## Exercise aim
Repeat what the lines below say, word for word, and skip every image.

##### Recorded information

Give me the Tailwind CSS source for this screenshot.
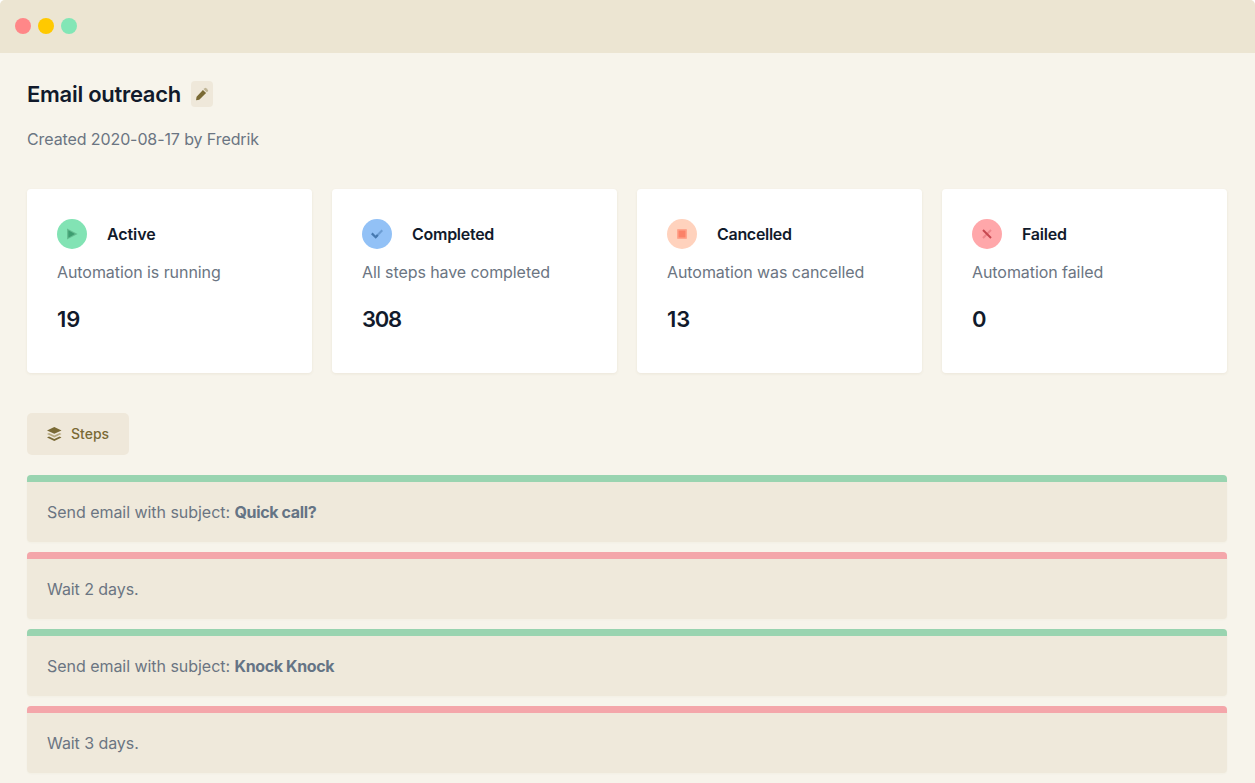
<!DOCTYPE html>
<html lang="en">
<head>
<meta charset="utf-8">
<title>Email outreach</title>
<script src="https://cdn.jsdelivr.net/npm/@tailwindcss/browser@4"></script>
</head>
<body class="bg-white font-['Inter',sans-serif] text-base tracking-[-0.07px] text-[#6b7582]">
<div class="h-[783px] overflow-hidden rounded-t-[5px] bg-[#f7f4eb]">
  <header class="flex h-[53px] items-center gap-[7px] bg-[#ece5d2] pb-px pl-[15px]">
    <span class="size-4 rounded-full bg-[#ff8788]"></span>
    <span class="size-4 rounded-full bg-[#ffc900]"></span>
    <span class="size-4 rounded-full bg-[#82e6b6]"></span>
  </header>
  <main class="px-[27px] pt-7">
    <div class="flex h-[26px] items-center gap-[10px]">
      <h1 class="text-[22px] leading-[26px] font-semibold tracking-[-0.28px] text-[#111a2b]">Email outreach</h1>
      <button class="flex h-[26px] w-[22px] items-center justify-center rounded bg-[#efe8da]">
        <svg class="size-[14px]" viewBox="0 0 24 24"><path fill="#7a6a35" d="M13.6 5 19 10.4 8.200 21.200a2 2 0 0 1-1 .55L2.6 22.500a.6.6 0 0 1-.7-.7l.7-4.600a2 2 0 0 1 .55-1z"/><path fill="#c0b596" d="m14.800 3.800 1.700-1.700a2 2 0 0 1 2.800 0l2.600 2.600a2 2 0 0 1 0 2.800l-1.700 1.700z"/></svg>
      </button>
    </div>
    <p class="mt-5 leading-6 tracking-[-0.1px]">Created 2020-08-17 by Fredrik</p>

    <section class="mt-[38px] grid w-[1200px] grid-cols-4 gap-5">
      <article class="h-[184px] rounded bg-white p-[30px] shadow-[0_1px_3px_rgba(100,80,30,0.08)]">
        <div class="flex items-center gap-5">
          <span class="flex size-[30px] items-center justify-center rounded-full bg-[#82e3b4]"><svg class="size-3" viewBox="0 0 12 12"><path fill="#65bd91" d="M1 .5 11.6 6 1 11.5z"/><path fill="#3d9d70" d="M2.3 2.3 9 6 2.3 9.7z"/></svg></span>
          <h2 class="font-semibold tracking-[-0.1px] text-[#111a2b]">Active</h2>
        </div>
        <p class="mt-[11px] leading-6">Automation is running</p>
        <p class="mt-5 text-[22px] leading-[30px] font-semibold tracking-normal text-[#111a2b]">19</p>
      </article>
      <article class="h-[184px] rounded bg-white p-[30px] shadow-[0_1px_3px_rgba(100,80,30,0.08)]">
        <div class="flex items-center gap-5">
          <span class="flex size-[30px] items-center justify-center rounded-full bg-[#92c1f6]"><svg class="size-3" viewBox="0 0 12 12" fill="none" stroke-width="2.2"><path stroke="#6c9dd3" d="M4.7 9 11.3 2.2"/><path stroke="#4679b0" d="M.8 5.4 4.7 9.2 6.8 7"/></svg></span>
          <h2 class="font-semibold tracking-[-0.27px] text-[#111a2b]">Completed</h2>
        </div>
        <p class="mt-[11px] leading-6">All steps have completed</p>
        <p class="mt-5 text-[22px] leading-[30px] font-semibold tracking-[-1.3px] text-[#111a2b]">308</p>
      </article>
      <article class="h-[184px] rounded bg-white p-[30px] shadow-[0_1px_3px_rgba(100,80,30,0.08)]">
        <div class="flex items-center gap-5">
          <span class="flex size-[30px] items-center justify-center rounded-full bg-[#ffd2bd]"><svg class="size-[10px]" viewBox="0 0 10 10"><rect width="10" height="10" rx="1" fill="#ffa68e"/><rect x="1.5" y="1.5" width="7" height="7" fill="#fb8268"/></svg></span>
          <h2 class="font-semibold tracking-[-0.3px] text-[#111a2b]">Cancelled</h2>
        </div>
        <p class="mt-[11px] leading-6">Automation was cancelled</p>
        <p class="mt-5 text-[22px] leading-[30px] font-semibold tracking-normal text-[#111a2b]">13</p>
      </article>
      <article class="h-[184px] rounded bg-white p-[30px] shadow-[0_1px_3px_rgba(100,80,30,0.08)]">
        <div class="flex items-center gap-5">
          <span class="flex size-[30px] items-center justify-center rounded-full bg-[#ffa7aa]"><svg class="size-[10px]" viewBox="0 0 10 10" stroke-width="2"><path stroke="#ee858b" d="M1 9 9 1"/><path stroke="#c6474f" d="m1 1 8 8"/></svg></span>
          <h2 class="font-semibold tracking-[-0.25px] text-[#111a2b]">Failed</h2>
        </div>
        <p class="mt-[11px] leading-6">Automation failed</p>
        <p class="mt-5 text-[22px] leading-[30px] font-semibold text-[#111a2b]">0</p>
      </article>
    </section>

    <button class="mt-10 flex h-[42px] w-[102px] items-center gap-[9px] rounded-[5px] bg-[#efe8da] pl-5 text-sm font-medium tracking-normal text-[#7a6a35]">
      <svg class="h-[14px] w-[15px]" viewBox="0 0 15 14"><path fill="#7a6a35" d="M7.300 0 14.500 3.400 7.300 6.800 0 3.400z"/><path fill="#b6a980" d="m0 6.900 2-.9 5.300 2.500L12.600 6l1.900.9-7.200 3.500z"/><path fill="#7a6a35" d="m0 10.400 2-.9 5.300 2.400 5.300-2.400 1.900.9L7.300 14z"/></svg>
      Steps
    </button>

    <section class="mt-5 flex w-[1200px] flex-col gap-[10px]">
      <div class="h-[67px] overflow-hidden rounded bg-[#efe9db] shadow-[0_1px_2px_rgba(100,80,30,0.03)]"><div class="h-[7px] bg-[#99d4b0]"></div><p class="px-5 pt-[18px] leading-6 tracking-[-0.04px]">Send email with subject: <strong class="font-bold tracking-[-0.36px] text-[#657485]">Quick call?</strong></p></div>
      <div class="h-[67px] overflow-hidden rounded bg-[#efe9db] shadow-[0_1px_2px_rgba(100,80,30,0.03)]"><div class="h-[7px] bg-[#f4a6aa]"></div><p class="px-5 pt-[18px] leading-6">Wait 2 days.</p></div>
      <div class="h-[67px] overflow-hidden rounded bg-[#efe9db] shadow-[0_1px_2px_rgba(100,80,30,0.03)]"><div class="h-[7px] bg-[#99d4b0]"></div><p class="px-5 pt-[18px] leading-6 tracking-[-0.04px]">Send email with subject: <strong class="font-bold tracking-[-0.36px] text-[#657485]">Knock Knock</strong></p></div>
      <div class="h-[67px] overflow-hidden rounded bg-[#efe9db] shadow-[0_1px_2px_rgba(100,80,30,0.03)]"><div class="h-[7px] bg-[#f4a6aa]"></div><p class="px-5 pt-[18px] leading-6">Wait 3 days.</p></div>
    </section>
  </main>
</div>
</body>
</html>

##########

## Written response
Give me the Tailwind CSS source for this screenshot.
<!DOCTYPE html>
<html lang="en">
<head>
<meta charset="utf-8">
<title>Email outreach</title>
<script src="https://cdn.jsdelivr.net/npm/@tailwindcss/browser@4"></script>
</head>
<body class="bg-white font-['Inter',sans-serif] text-base tracking-[-0.07px] text-[#6b7582]">
<div class="h-[783px] overflow-hidden rounded-t-[5px] bg-[#f7f4eb]">
  <header class="flex h-[53px] items-center gap-[7px] bg-[#ece5d2] pb-px pl-[15px]">
    <span class="size-4 rounded-full bg-[#ff8788]"></span>
    <span class="size-4 rounded-full bg-[#ffc900]"></span>
    <span class="size-4 rounded-full bg-[#82e6b6]"></span>
  </header>
  <main class="px-[27px] pt-7">
    <div class="flex h-[26px] items-center gap-[10px]">
      <h1 class="text-[22px] leading-[26px] font-semibold tracking-[-0.28px] text-[#111a2b]">Email outreach</h1>
      <button class="flex h-[26px] w-[22px] items-center justify-center rounded bg-[#efe8da]">
        <svg class="size-[14px]" viewBox="0 0 24 24"><path fill="#7a6a35" d="M13.6 5 19 10.4 8.200 21.200a2 2 0 0 1-1 .55L2.6 22.500a.6.6 0 0 1-.7-.7l.7-4.600a2 2 0 0 1 .55-1z"/><path fill="#c0b596" d="m14.800 3.800 1.700-1.700a2 2 0 0 1 2.800 0l2.600 2.600a2 2 0 0 1 0 2.800l-1.700 1.700z"/></svg>
      </button>
    </div>
    <p class="mt-5 leading-6 tracking-[-0.1px]">Created 2020-08-17 by Fredrik</p>

    <section class="mt-[38px] grid w-[1200px] grid-cols-4 gap-5">
      <article class="h-[184px] rounded bg-white p-[30px] shadow-[0_1px_3px_rgba(100,80,30,0.08)]">
        <div class="flex items-center gap-5">
          <span class="flex size-[30px] items-center justify-center rounded-full bg-[#82e3b4]"><svg class="size-3" viewBox="0 0 12 12"><path fill="#65bd91" d="M1 .5 11.6 6 1 11.5z"/><path fill="#3d9d70" d="M2.3 2.3 9 6 2.3 9.7z"/></svg></span>
          <h2 class="font-semibold tracking-[-0.1px] text-[#111a2b]">Active</h2>
        </div>
        <p class="mt-[11px] leading-6">Automation is running</p>
        <p class="mt-5 text-[22px] leading-[30px] font-semibold tracking-normal text-[#111a2b]">19</p>
      </article>
      <article class="h-[184px] rounded bg-white p-[30px] shadow-[0_1px_3px_rgba(100,80,30,0.08)]">
        <div class="flex items-center gap-5">
          <span class="flex size-[30px] items-center justify-center rounded-full bg-[#92c1f6]"><svg class="size-3" viewBox="0 0 12 12" fill="none" stroke-width="2.2"><path stroke="#6c9dd3" d="M4.7 9 11.3 2.2"/><path stroke="#4679b0" d="M.8 5.4 4.7 9.2 6.8 7"/></svg></span>
          <h2 class="font-semibold tracking-[-0.27px] text-[#111a2b]">Completed</h2>
        </div>
        <p class="mt-[11px] leading-6">All steps have completed</p>
        <p class="mt-5 text-[22px] leading-[30px] font-semibold tracking-[-1.3px] text-[#111a2b]">308</p>
      </article>
      <article class="h-[184px] rounded bg-white p-[30px] shadow-[0_1px_3px_rgba(100,80,30,0.08)]">
        <div class="flex items-center gap-5">
          <span class="flex size-[30px] items-center justify-center rounded-full bg-[#ffd2bd]"><svg class="size-[10px]" viewBox="0 0 10 10"><rect width="10" height="10" rx="1" fill="#ffa68e"/><rect x="1.5" y="1.5" width="7" height="7" fill="#fb8268"/></svg></span>
          <h2 class="font-semibold tracking-[-0.3px] text-[#111a2b]">Cancelled</h2>
        </div>
        <p class="mt-[11px] leading-6">Automation was cancelled</p>
        <p class="mt-5 text-[22px] leading-[30px] font-semibold tracking-normal text-[#111a2b]">13</p>
      </article>
      <article class="h-[184px] rounded bg-white p-[30px] shadow-[0_1px_3px_rgba(100,80,30,0.08)]">
        <div class="flex items-center gap-5">
          <span class="flex size-[30px] items-center justify-center rounded-full bg-[#ffa7aa]"><svg class="size-[10px]" viewBox="0 0 10 10" stroke-width="2"><path stroke="#ee858b" d="M1 9 9 1"/><path stroke="#c6474f" d="m1 1 8 8"/></svg></span>
          <h2 class="font-semibold tracking-[-0.25px] text-[#111a2b]">Failed</h2>
        </div>
        <p class="mt-[11px] leading-6">Automation failed</p>
        <p class="mt-5 text-[22px] leading-[30px] font-semibold text-[#111a2b]">0</p>
      </article>
    </section>

    <button class="mt-10 flex h-[42px] w-[102px] items-center gap-[9px] rounded-[5px] bg-[#efe8da] pl-5 text-sm font-medium tracking-normal text-[#7a6a35]">
      <svg class="h-[14px] w-[15px]" viewBox="0 0 15 14"><path fill="#7a6a35" d="M7.300 0 14.500 3.400 7.300 6.800 0 3.400z"/><path fill="#b6a980" d="m0 6.900 2-.9 5.300 2.500L12.600 6l1.900.9-7.200 3.500z"/><path fill="#7a6a35" d="m0 10.400 2-.9 5.300 2.400 5.300-2.400 1.900.9L7.300 14z"/></svg>
      Steps
    </button>

    <section class="mt-5 flex w-[1200px] flex-col gap-[10px]">
      <div class="h-[67px] overflow-hidden rounded bg-[#efe9db] shadow-[0_1px_2px_rgba(100,80,30,0.03)]"><div class="h-[7px] bg-[#99d4b0]"></div><p class="px-5 pt-[18px] leading-6 tracking-[-0.04px]">Send email with subject: <strong class="font-bold tracking-[-0.36px] text-[#657485]">Quick call?</strong></p></div>
      <div class="h-[67px] overflow-hidden rounded bg-[#efe9db] shadow-[0_1px_2px_rgba(100,80,30,0.03)]"><div class="h-[7px] bg-[#f4a6aa]"></div><p class="px-5 pt-[18px] leading-6">Wait 2 days.</p></div>
      <div class="h-[67px] overflow-hidden rounded bg-[#efe9db] shadow-[0_1px_2px_rgba(100,80,30,0.03)]"><div class="h-[7px] bg-[#99d4b0]"></div><p class="px-5 pt-[18px] leading-6 tracking-[-0.04px]">Send email with subject: <strong class="font-bold tracking-[-0.36px] text-[#657485]">Knock Knock</strong></p></div>
      <div class="h-[67px] overflow-hidden rounded bg-[#efe9db] shadow-[0_1px_2px_rgba(100,80,30,0.03)]"><div class="h-[7px] bg-[#f4a6aa]"></div><p class="px-5 pt-[18px] leading-6">Wait 3 days.</p></div>
    </section>
  </main>
</div>
</body>
</html>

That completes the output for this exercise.